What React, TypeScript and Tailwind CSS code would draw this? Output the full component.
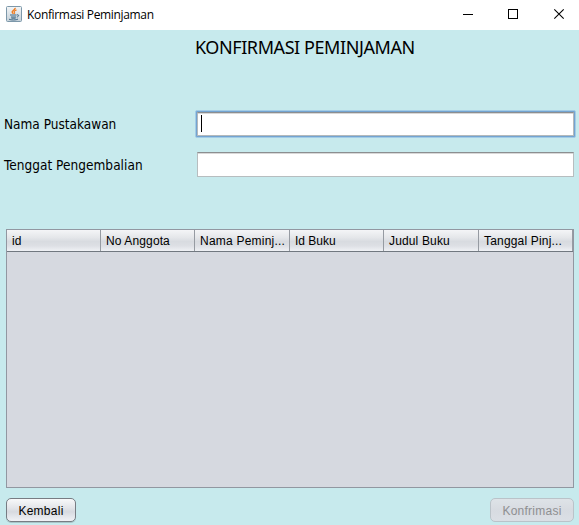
const columns = [
  { label: 'id', cls: 'w-[94px] tracking-[0.1px]' },
  { label: 'No Anggota', cls: 'w-[94px] tracking-[0.12px]' },
  { label: 'Nama Peminj...', cls: 'w-[95px] tracking-[0.22px]' },
  { label: 'Id Buku', cls: 'w-[94px] tracking-[0px]' },
  { label: 'Judul Buku', cls: 'w-[95px] tracking-[0.15px]' },
  { label: 'Tanggal Pinj...', cls: 'w-[94px] tracking-[0.18px]' },
];

function JavaIcon() {
  return (
    <svg width="16" height="16" viewBox="0 0 16 16" fill="none">
      <defs>
        <linearGradient id="tile" x1="0" y1="0" x2="0" y2="1">
          <stop offset="0" stopColor="#f4f6f7" />
          <stop offset="1" stopColor="#c4d0d8" />
        </linearGradient>
      </defs>
      <rect x="0.5" y="0.5" width="15" height="15" rx="1" fill="url(#tile)" stroke="#7d98aa" />
      <path d="M9.2 1.8C9.5 4 6 4.4 6.2 6c.1.9 1 1.2 1.2 1.8" stroke="#ef7d22" strokeWidth="1.5" />
      <path d="M10.6 3.9C8.5 4.6 7.9 5.2 8.5 6.2c.4.6.2 1-.3 1.6" stroke="#ef7d22" strokeWidth="1.1" />
      <path d="M4 9h6.6M5 11h5M5.4 12.2h4.2M11 8.9c2.2-.6 2.2 1.6-.2 2.2M3 13.2c1.8 1.1 7.3 1 9-.1" stroke="#3f6885" strokeWidth="1" />
    </svg>
  );
}

export default function App() {
  return (
    <div className="flex h-[525px] w-[579px] flex-col overflow-hidden bg-[#c7eaed] font-['Liberation_Sans',Arial,sans-serif] text-black">
      <header className="flex h-[30px] shrink-0 items-start bg-white pl-[6px]">
        <div className="mt-[6px]">
          <JavaIcon />
        </div>
        <span className="mt-[7px] ml-[5px] whitespace-nowrap font-['Open_Sans',sans-serif] text-[12px] leading-[16px] tracking-[-0.34px]">
          Konfirmasi Peminjaman
        </span>
        <svg className="ml-auto" width="124" height="30" viewBox="0 0 124 30" fill="none" stroke="#000">
          <path d="M8 14.5h10M53.5 9.5h9v9h-9z" shapeRendering="crispEdges" />
          <path d="M99.3 9.3l9.4 9.4M108.7 9.3l-9.4 9.4" strokeWidth="1.1" />
        </svg>
      </header>

      <h1 className="mt-[5px] h-[24px] pl-[195px] font-['Noto_Sans',sans-serif] text-[18px] leading-[24px] tracking-[-0.42px] whitespace-nowrap">
        KONFIRMASI PEMINJAMAN
      </h1>

      <div className="mt-[51px] flex h-[28px] items-center">
        <label className="w-[195px] pl-[4px] font-['DejaVu_Sans_Condensed','DejaVu_Sans',sans-serif] text-[13.5px] leading-[20px] tracking-[0px] [font-stretch:condensed] whitespace-nowrap">
          Nama Pustakawan
        </label>
        <div className="h-[28px] w-[381px] rounded-[2px] border border-[#a3cce6] bg-[#73a4d1] p-px">
          <div className="flex h-[24px] w-[377px] items-start border border-[#b4b9bb] border-t-[#8c8e90] bg-white pt-[2px] pl-[3px] shadow-[inset_0_1px_0_#d8d8d8]">
            <span className="h-[17px] w-px bg-black" />
          </div>
        </div>
      </div>

      <div className="mt-[14px] flex h-[25px] items-center">
        <label className="w-[197px] pl-[4px] font-['DejaVu_Sans_Condensed','DejaVu_Sans',sans-serif] text-[13.5px] leading-[20px] tracking-[0.04px] [font-stretch:condensed] whitespace-nowrap">
          Tenggat Pengembalian
        </label>
        <div className="h-[25px] w-[377px] border border-[#b7bdbf] border-t-[#8c8e90] bg-white shadow-[inset_0_1px_0_#d8d8d8]" />
      </div>

      <section className="mt-[52px] ml-[6px] h-[259px] w-[568px] shrink-0 border border-[#9297a1] bg-[#d6d9e0]">
        <div className="flex h-[22px] border-b border-[#717880] bg-[linear-gradient(#f4f5f7_0%,#e5e7ea_35%,#d8dbe0_55%,#dddfe4_75%,#eff1f5_100%)]">
          {columns.map((column) => (
            <div
              key={column.label}
              className={`flex h-[21px] shrink-0 items-center border-r border-[#969ba2] pl-[5px] text-[12px] leading-[14px] whitespace-nowrap ${column.cls}`}
            >
              {column.label}
            </div>
          ))}
        </div>
      </section>

      <footer className="mt-[10px] flex h-[24px] shrink-0 justify-between pr-[5px] pl-[6px] text-[12px] leading-[14px]">
        <button className="h-[24px] w-[70px] rounded-[5px] border border-[#777c83] bg-[linear-gradient(#f8f9fa_0%,#e3e5e9_40%,#d7dae0_58%,#f0f2f6_100%)] pt-px tracking-[0.25px] shadow-[0_1px_0_#a8c5c8]">
          Kembali
        </button>
        <button className="h-[24px] w-[84px] rounded-[5px] border border-[#bac3c9] bg-[linear-gradient(#dee3e7_0%,#d7dbe1_50%,#dbdfe5_100%)] pt-px tracking-[0.25px] text-[#8e8f91]">
          Konfrimasi
        </button>
      </footer>
    </div>
  );
}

Requirement: Print each line of the material above exactly, with the pictures removed from your copy.

Answer to this exercise:
What React, TypeScript and Tailwind CSS code would draw this? Output the full component.
const columns = [
  { label: 'id', cls: 'w-[94px] tracking-[0.1px]' },
  { label: 'No Anggota', cls: 'w-[94px] tracking-[0.12px]' },
  { label: 'Nama Peminj...', cls: 'w-[95px] tracking-[0.22px]' },
  { label: 'Id Buku', cls: 'w-[94px] tracking-[0px]' },
  { label: 'Judul Buku', cls: 'w-[95px] tracking-[0.15px]' },
  { label: 'Tanggal Pinj...', cls: 'w-[94px] tracking-[0.18px]' },
];

function JavaIcon() {
  return (
    <svg width="16" height="16" viewBox="0 0 16 16" fill="none">
      <defs>
        <linearGradient id="tile" x1="0" y1="0" x2="0" y2="1">
          <stop offset="0" stopColor="#f4f6f7" />
          <stop offset="1" stopColor="#c4d0d8" />
        </linearGradient>
      </defs>
      <rect x="0.5" y="0.5" width="15" height="15" rx="1" fill="url(#tile)" stroke="#7d98aa" />
      <path d="M9.2 1.8C9.5 4 6 4.4 6.2 6c.1.9 1 1.2 1.2 1.8" stroke="#ef7d22" strokeWidth="1.5" />
      <path d="M10.6 3.9C8.5 4.6 7.9 5.2 8.5 6.2c.4.6.2 1-.3 1.6" stroke="#ef7d22" strokeWidth="1.1" />
      <path d="M4 9h6.6M5 11h5M5.4 12.2h4.2M11 8.9c2.2-.6 2.2 1.6-.2 2.2M3 13.2c1.8 1.1 7.3 1 9-.1" stroke="#3f6885" strokeWidth="1" />
    </svg>
  );
}

export default function App() {
  return (
    <div className="flex h-[525px] w-[579px] flex-col overflow-hidden bg-[#c7eaed] font-['Liberation_Sans',Arial,sans-serif] text-black">
      <header className="flex h-[30px] shrink-0 items-start bg-white pl-[6px]">
        <div className="mt-[6px]">
          <JavaIcon />
        </div>
        <span className="mt-[7px] ml-[5px] whitespace-nowrap font-['Open_Sans',sans-serif] text-[12px] leading-[16px] tracking-[-0.34px]">
          Konfirmasi Peminjaman
        </span>
        <svg className="ml-auto" width="124" height="30" viewBox="0 0 124 30" fill="none" stroke="#000">
          <path d="M8 14.5h10M53.5 9.5h9v9h-9z" shapeRendering="crispEdges" />
          <path d="M99.3 9.3l9.4 9.4M108.7 9.3l-9.4 9.4" strokeWidth="1.1" />
        </svg>
      </header>

      <h1 className="mt-[5px] h-[24px] pl-[195px] font-['Noto_Sans',sans-serif] text-[18px] leading-[24px] tracking-[-0.42px] whitespace-nowrap">
        KONFIRMASI PEMINJAMAN
      </h1>

      <div className="mt-[51px] flex h-[28px] items-center">
        <label className="w-[195px] pl-[4px] font-['DejaVu_Sans_Condensed','DejaVu_Sans',sans-serif] text-[13.5px] leading-[20px] tracking-[0px] [font-stretch:condensed] whitespace-nowrap">
          Nama Pustakawan
        </label>
        <div className="h-[28px] w-[381px] rounded-[2px] border border-[#a3cce6] bg-[#73a4d1] p-px">
          <div className="flex h-[24px] w-[377px] items-start border border-[#b4b9bb] border-t-[#8c8e90] bg-white pt-[2px] pl-[3px] shadow-[inset_0_1px_0_#d8d8d8]">
            <span className="h-[17px] w-px bg-black" />
          </div>
        </div>
      </div>

      <div className="mt-[14px] flex h-[25px] items-center">
        <label className="w-[197px] pl-[4px] font-['DejaVu_Sans_Condensed','DejaVu_Sans',sans-serif] text-[13.5px] leading-[20px] tracking-[0.04px] [font-stretch:condensed] whitespace-nowrap">
          Tenggat Pengembalian
        </label>
        <div className="h-[25px] w-[377px] border border-[#b7bdbf] border-t-[#8c8e90] bg-white shadow-[inset_0_1px_0_#d8d8d8]" />
      </div>

      <section className="mt-[52px] ml-[6px] h-[259px] w-[568px] shrink-0 border border-[#9297a1] bg-[#d6d9e0]">
        <div className="flex h-[22px] border-b border-[#717880] bg-[linear-gradient(#f4f5f7_0%,#e5e7ea_35%,#d8dbe0_55%,#dddfe4_75%,#eff1f5_100%)]">
          {columns.map((column) => (
            <div
              key={column.label}
              className={`flex h-[21px] shrink-0 items-center border-r border-[#969ba2] pl-[5px] text-[12px] leading-[14px] whitespace-nowrap ${column.cls}`}
            >
              {column.label}
            </div>
          ))}
        </div>
      </section>

      <footer className="mt-[10px] flex h-[24px] shrink-0 justify-between pr-[5px] pl-[6px] text-[12px] leading-[14px]">
        <button className="h-[24px] w-[70px] rounded-[5px] border border-[#777c83] bg-[linear-gradient(#f8f9fa_0%,#e3e5e9_40%,#d7dae0_58%,#f0f2f6_100%)] pt-px tracking-[0.25px] shadow-[0_1px_0_#a8c5c8]">
          Kembali
        </button>
        <button className="h-[24px] w-[84px] rounded-[5px] border border-[#bac3c9] bg-[linear-gradient(#dee3e7_0%,#d7dbe1_50%,#dbdfe5_100%)] pt-px tracking-[0.25px] text-[#8e8f91]">
          Konfrimasi
        </button>
      </footer>
    </div>
  );
}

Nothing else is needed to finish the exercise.